The diversity of Ras Al Khaimah’s economy is helping it to weather the downturn caused by the oil price crash, credit ratings agencies say.
Although the northern emirate has not totally escaped the effects of the spending brakes applied by the UAE and other regional governments because of lower oil and gas revenues, it will be bolstered by continued spending on infrastructure projects as a countermeasure to the economic slowdown.
“We still expect real GDP [the value of all goods and services produced domestically, after adjusting for inflation] to expand by 4.5 to 5 per cent per year in 2015 to 2017, driven by construction, rising tourist inflows and manufacturing growth,” Fitch said Friday in a report that affirmed RAK’s long-term credit rating at A.
Last year, RAK’s economy grew 4.6 per cent, according to the government.
The emirate’s tourism sector has expanded rapidly recently and the RAK tourism authority last week reported a record number of visitors for the third quarter – up 14 per cent quarter-on-quarter to about 200,000.
Ras Al Khaimah’s hotel revenue grew 22 per cent quarter-on-quarter to about Dh205 million in the third quarter.
RAK is among the smallest emirates in the federation, with a population of about 300,000. Its wealth rests on real estate and the hospitality sector, as well as a handful of export-focused industries – with companies such as RAK Ceramics, RAK Cement and Gulf Pharmaceuticals among them – which also experienced robust growth recently.
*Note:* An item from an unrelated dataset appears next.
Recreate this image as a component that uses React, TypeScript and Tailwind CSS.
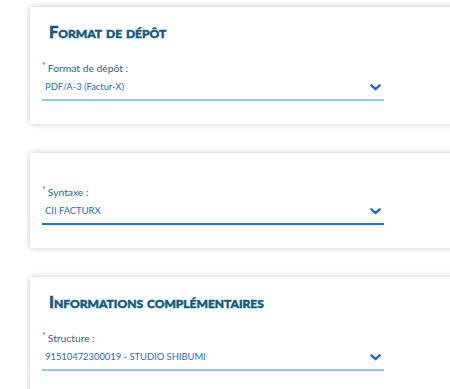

The tourism sector is making efforts to expand into business events, a plan designed to attract foreign investment to the emirate’s industrial free zones.
The UAE was hit hard by the global financial crisis seven years ago but has followed a fairly conservative fiscal path since.
Standard & Poor’s affirmed its debt rating on RAK last month. “RAK’s relatively diverse economic base and strong public finances will offset slower regional demand and lack of monetary policy flexibility,” it said with references to the emirate’s membership of the federal budget process and the dollar-pegged currency.
Ras Al Khaimah has just a small direct exposure to the hydrocarbons sector through RAK Gas, from which the government derived 15 per cent of its revenue last year, down from 26 per cent in 2013. But it is exposed more broadly via the federal budget and implied central government guarantees.
Fitch, which had forecast a budget deficit for Ras Al Khaimah, estimates that the emirate’s budget would rise to a surplus this year of 1.1 per cent of GDP, from 0.8 per cent last year. Fitch and S&P criticised Ras Al Khaimah’s lack of government transparency and bureaucratic development. According to Fitch, RAK’s budgeting process “is not yet methodologically mature”, so there are many gaps that can only be filled in via federal data interpolation.
Improvement on that front might help improve the emirate’s debt ratings, said Fitch and S&P.